Artikel afbeelding

Column - De Aanzegger

Daar sta ik dan, op een grijze maandagochtend. Met enige moeite en doorvragen het huis gevonden waar hij moet wonen, de bejaarde vader van Ton. Het hoort bepaald niet tot mijn normale pakket, maar ik heb een ruime taakopvatting. En de verhoudingen zijn zo verstoord in de familie, dat niemand anders het wil doen. Ook al wilde hij hem het afgelopen jaar niet zien en spreken, vanwege een ruzie met onduidelijke oorzaken, toch vind ik het belangrijk dat deze meneer in de gelegenheid wordt gesteld om afscheid te nemen van zijn zoon. Zo kan hij postuum de relatie van zijn kant misschien toch nog een beetje herstellen. Als hij het nu niet doet kan het nooit meer.
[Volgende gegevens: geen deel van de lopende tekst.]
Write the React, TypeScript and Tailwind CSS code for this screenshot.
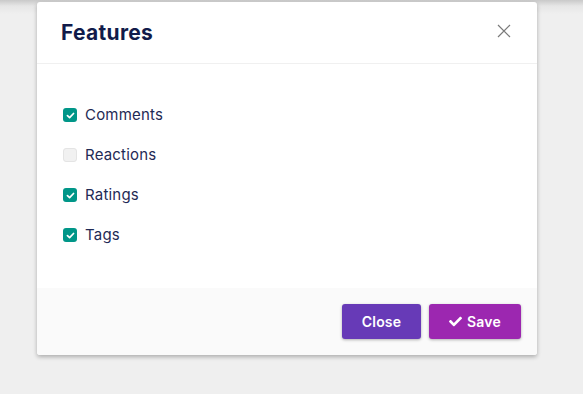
import { FaCheck } from 'react-icons/fa';

const features = [
    { label: 'Comments', checked: true },
    { label: 'Reactions', checked: false },
    { label: 'Ratings', checked: true },
    { label: 'Tags', checked: true },
];

function Checkbox({ checked }: { checked: boolean }) {
    if (!checked) {
        return <span className="w-[14px] h-[14px] rounded-[3px] bg-[#f1f1f1] border border-[#e4e4e4]" />;
    }
    return (
        <span className="w-[14px] h-[14px] rounded-[3px] bg-[#009688] flex items-center justify-center">
            <svg viewBox="0 0 10 10" className="w-[9px] h-[9px]">
                <path d="M1.6 5.2 L4 7.4 L8.4 2.8" fill="none" stroke="white" strokeWidth="1.9" strokeLinecap="round" strokeLinejoin="round" />
            </svg>
        </span>
    );
}

export default function App() {
    return (
        <div
            className="w-[583px] h-[394px] overflow-hidden bg-[linear-gradient(#c9c9c9_0px,#e6e6e6_6px,#efefef_14px)] pt-[2px]"
            style={{ fontFamily: 'Inter, "Open Sans", sans-serif' }}
        >
            <div className="ml-[37px] w-[500px] rounded-[3px] bg-white shadow-[0_2px_4px_rgba(0,0,0,0.28)]">
                {/* header */}
                <div className="h-[62px] px-[24px] flex items-center justify-between border-b border-[#f0f0f0]">
                    <h2 className="text-[21px] font-bold text-[#111b4a] tracking-[0.3px] pt-[1px]">Features</h2>
                    <svg viewBox="0 0 14 14" className="w-[14px] h-[14px] mr-[2px] mb-[3px]">
                        <path d="M1 1 L13 13 M13 1 L1 13" stroke="#7a7a7a" strokeWidth="1.2" />
                    </svg>
                </div>

                {/* body */}
                <div className="pt-[31px] pb-[33px] px-[26px]">
                    {features.map((f) => (
                        <label key={f.label} className="h-[40px] flex items-center gap-[8px]">
                            <Checkbox checked={f.checked} />
                            <span className="text-[15px] tracking-[0.2px] text-[#1f2a55]">{f.label}</span>
                        </label>
                    ))}
                </div>

                {/* footer */}
                <div className="h-[67px] bg-[#fafafa] px-[16px] flex items-center justify-end gap-[8px] rounded-b-[3px]">
                    <button className="w-[79px] h-[35px] rounded-[3px] bg-[#673ab7] text-white text-[14px] font-semibold tracking-[0.2px] shadow-[0_1px_3px_rgba(0,0,0,0.3)]">
                        Close
                    </button>
                    <button className="w-[92px] h-[35px] rounded-[3px] bg-[#9c27b0] text-white text-[14px] font-semibold tracking-[0.2px] flex items-center justify-center gap-[5px] shadow-[0_1px_3px_rgba(0,0,0,0.3)]">
                        <FaCheck className="w-[13px] h-[13px]" />
                        Save
                    </button>
                </div>
            </div>
        </div>
    );
}
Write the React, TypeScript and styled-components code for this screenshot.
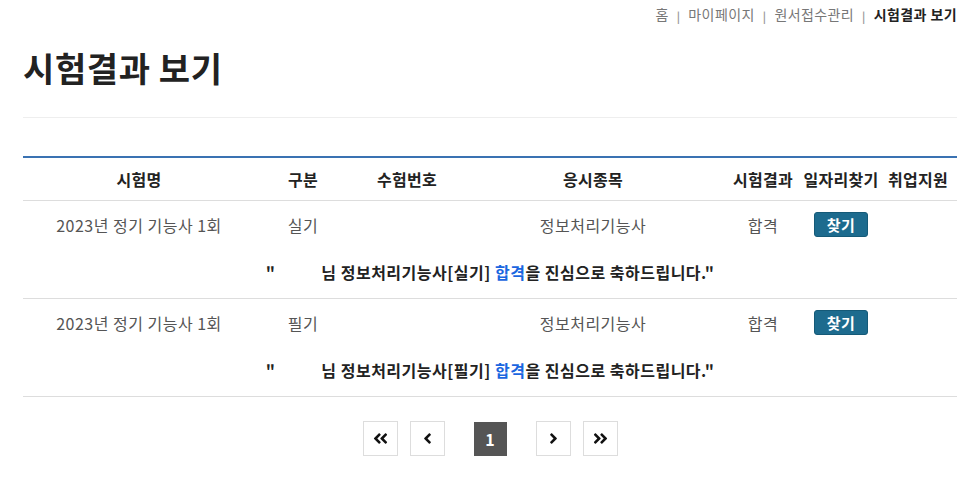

Ik bel aan om te gaan vertellen dat Ton is overleden, na een ziekte van een paar maanden. De man schrikt zich een ongeluk en jammert het uit. Hij is weliswaar nog steeds boos op zijn zoon, maar hij bleef natuurlijk zijn zoon. Ik kan niet veel anders doen dan vertellen wat er gebeurd was en hem vragen of er anderen zijn met wie hij het slechte nieuws en hopelijk ook het verdriet kan delen. Verslagen hangt hij in zijn stoel. Dan komt dochter binnen. Die verblikt of verbloost niet, het kan haar werkelijk niet schelen dat haar broer overleden is. Hier kan ik niks meer doen. Ik ben eigenlijk wel blij dat ik weg kan en laat een rouwkaart achter en nodig vader en zuster uit om vrijdag met de andere familieleden op de begrafenis te komen. De zuster is kortaf, ze denkt niet dat er iemand in de familie belangstelling heeft voor de begrafenis. Daarna hoor ik een paar dagen niks.

Maar gelukkig greep vader de kans aan en was hij er vrijdag, in de aula van de begraafplaats, steunend op zijn rollator. Niet met zijn dochter, maar wel met een zoon en een kleindochter. Het was een bijzondere missie, die maandagochtend, maar ik ben blij dat ik naar hem toe gegaan ben.